Hibbing Community College May Sack Football

Larry Oakes, Star Tribune (Minneapolis-St. Paul), Jan. 18, 2007

Hibbing Community College Provost Ken Simberg says the writing is on the wall, complete with embarrassing misspellings and bad grammar.

Frustrated with the perennially dismal academic performance of the college’s football players, Simberg this week announced his recommendation to drop the football program effective next school year.

The proposal has caused a stir in the college and across the Iron Range, where aggressive community college recruiting practices and wide-open entrance standards have helped enrollments, team records and racial diversity, but have also led to complaints of increased crime, racial tension and fewer opportunities for local athletes.

Of the 63 players on the Hibbing football roster this past fall, only three were from Minnesota, while 22 were from Florida and 12 from Ohio. Meanwhile, all but five of the players were freshmen, highlighting another of Simberg’s concerns: players do so poorly in the classroom that most leave early, saddled with student loans, and the recruiting cycle begins anew.

Despite lots of remedial help, the team’s grade-point average for the past five years is a lowly 1.8, he said, while the college’s other athletes have stayed above 2.0.

{snip}

“I beg you, please don’t take this away from us,” said Branden Bailey, a 270-pound freshman recruit from College Park, Ga. “Where I come from, either you sell drugs, or you do something academic-wise or athletics-wise to stay out of trouble. We might go home and do worse.”

Others, noting that the football team’s approximately 60-member roster typically includes most of the college’s nonwhite students, lamented that cutting the team would deep-six diversity on the 1,200-student campus.

Recent rape alleged

Simberg said that the college’s football program has been around since 1923, and as late as the 1970s players came mostly from the Iron Range.

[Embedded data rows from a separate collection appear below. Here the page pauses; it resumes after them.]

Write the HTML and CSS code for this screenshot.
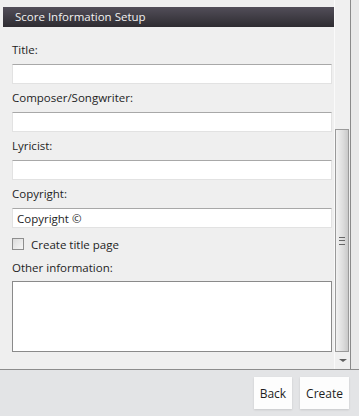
FILE: index.html
```html
<!DOCTYPE html>
<html lang="en">
<head>
    <meta charset="UTF-8">
    <title>Score Information Setup</title>
    <link rel="stylesheet" href="styles.css">
</head>
<body>
    <div class="window">
        <div class="panel">
            <div class="form">
                <div class="section-title">Score Information Setup</div>

                <label class="field-label">Title:</label>
                <input type="text" class="text-box">

                <label class="field-label">Composer/Songwriter:</label>
                <input type="text" class="text-box">

                <label class="field-label">Lyricist:</label>
                <input type="text" class="text-box">

                <label class="field-label">Copyright:</label>
                <input type="text" class="text-box" value="Copyright ©">

                <label class="check-row">
                    <span class="check-box"></span>
                    Create title page
                </label>

                <label class="field-label other">Other information:</label>
                <textarea class="text-area"></textarea>
            </div>

            <div class="scrollbar">
                <div class="track"></div>
                <div class="thumb">
                    <span class="grip"></span>
                </div>
                <div class="arrow-down"></div>
            </div>
            <div class="edge"></div>
        </div>

        <div class="footer">
            <button class="footer-btn">Back</button>
            <button class="footer-btn">Create</button>
        </div>
    </div>
</body>
</html>
```

FILE: styles.css
```css
:root {
    --panel-bg: #efefef;
    --footer-bg: #e3e4e6;
    --text-color: #1e1e1e;
    --line-color: #8c8c8c;
}
body {
    margin: 0;
    padding: 0;
    background-color: var(--footer-bg);
    font-family: 'Open Sans', 'Noto Sans', sans-serif;
    font-size: 11.5px;
    color: var(--text-color);
}
.window {
    width: 359px;
    height: 416px;
    display: flex;
    flex-direction: column;
}
.panel {
    height: 369px;
    display: flex;
    background-color: var(--panel-bg);
    border-bottom: 1px solid var(--line-color);
}
.form {
    width: 332px;
    padding: 7px 0 0 3px;
    display: flex;
    flex-direction: column;
}
.section-title {
    height: 20px;
    line-height: 20px;
    padding-left: 12px;
    background: linear-gradient(#524e59, #2e2c31);
    color: #f2f2f2;
    font-size: 11.5px;
    margin-bottom: 15px;
}
.field-label {
    margin-left: 9px;
    height: 16px;
    line-height: 16px;
    margin-bottom: 6px;
}
.text-box {
    margin: 0 0 6px 9px;
    width: 320px;
    height: 20px;
    box-sizing: border-box;
    border: 1px solid #e2e2e2;
    border-top-color: #a8a8a8;
    background-color: #fff;
    font-family: inherit;
    font-size: 11.5px;
    color: var(--text-color);
    padding: 0 4px;
    outline: none;
}
.check-row {
    margin-left: 9px;
    height: 14px;
    display: flex;
    align-items: center;
    gap: 7px;
    margin-top: 3px;
    margin-bottom: 9px;
}
.check-box {
    width: 10px;
    height: 10px;
    border: 1px solid #8e8e8e;
    background: linear-gradient(135deg, #dcdcdc, #f6f6f6);
}
.field-label.other {
    margin-bottom: 5px;
}
.text-area {
    margin-left: 9px;
    width: 320px;
    height: 71px;
    box-sizing: border-box;
    border: 1px solid #8a8a8a;
    background-color: #fff;
    resize: none;
    outline: none;
}
.scrollbar {
    width: 15px;
    display: flex;
    flex-direction: column;
    background-color: #f0f0f0;
    border-left: 1px solid #fafafa;
}
.track {
    height: 129px;
}
.thumb {
    height: 223px;
    margin: 0 1px 0 0;
    border: 1px solid #9a9a9a;
    box-sizing: border-box;
    background: linear-gradient(90deg, #f2f2f2, #dcdcdc 60%, #c9c9c9);
    display: flex;
    align-items: center;
    justify-content: center;
}
.grip {
    width: 6px;
    height: 6px;
    border-top: 1px solid #666;
    border-bottom: 1px solid #666;
    position: relative;
}
.grip::after {
    content: "";
    position: absolute;
    left: 0;
    right: 0;
    top: 2px;
    border-top: 1px solid #666;
}
.arrow-down {
    flex: 1;
    display: flex;
    align-items: center;
    justify-content: center;
}
.arrow-down::before {
    content: "";
    border-left: 4px solid transparent;
    border-right: 4px solid transparent;
    border-top: 3px solid #606060;
}
.edge {
    width: 1px;
    background-color: #8a8a8a;
    border-right: 8px solid #e9e9e9;
}
.footer {
    flex: 1;
    display: flex;
    justify-content: flex-end;
    align-items: flex-start;
    gap: 8px;
    padding: 7px 10px 0 0;
}
.footer-btn {
    height: 32px;
    padding: 0 6px;
    background-color: #fdfdfd;
    border: none;
    box-shadow: 0 1px 2px rgba(0,0,0,0.12);
    font-family: inherit;
    font-size: 12px;
    color: var(--text-color);
}
```
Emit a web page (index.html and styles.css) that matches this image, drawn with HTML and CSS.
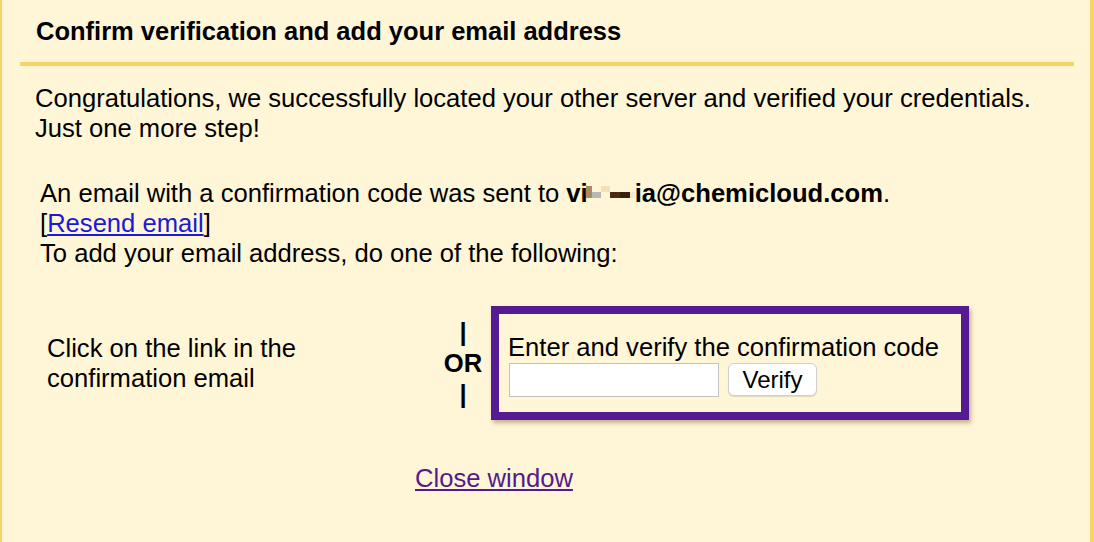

But then declining high school enrollments led community colleges in the region to recruit from outside Minnesota. In southern states they found players who did poorly in high school and couldn’t get into the colleges of their choice, and were eager to go to any school that would let them play football.

But the heavy recruiting has drawn fire, in part from those who see a pattern in a string of incidents and crimes involving recruits during the past 15 years. The incidents included the alleged rape last fall of an 18-year-old high school senior in a dorm room by four current and former Hibbing Community College football players, who were charged and await trial.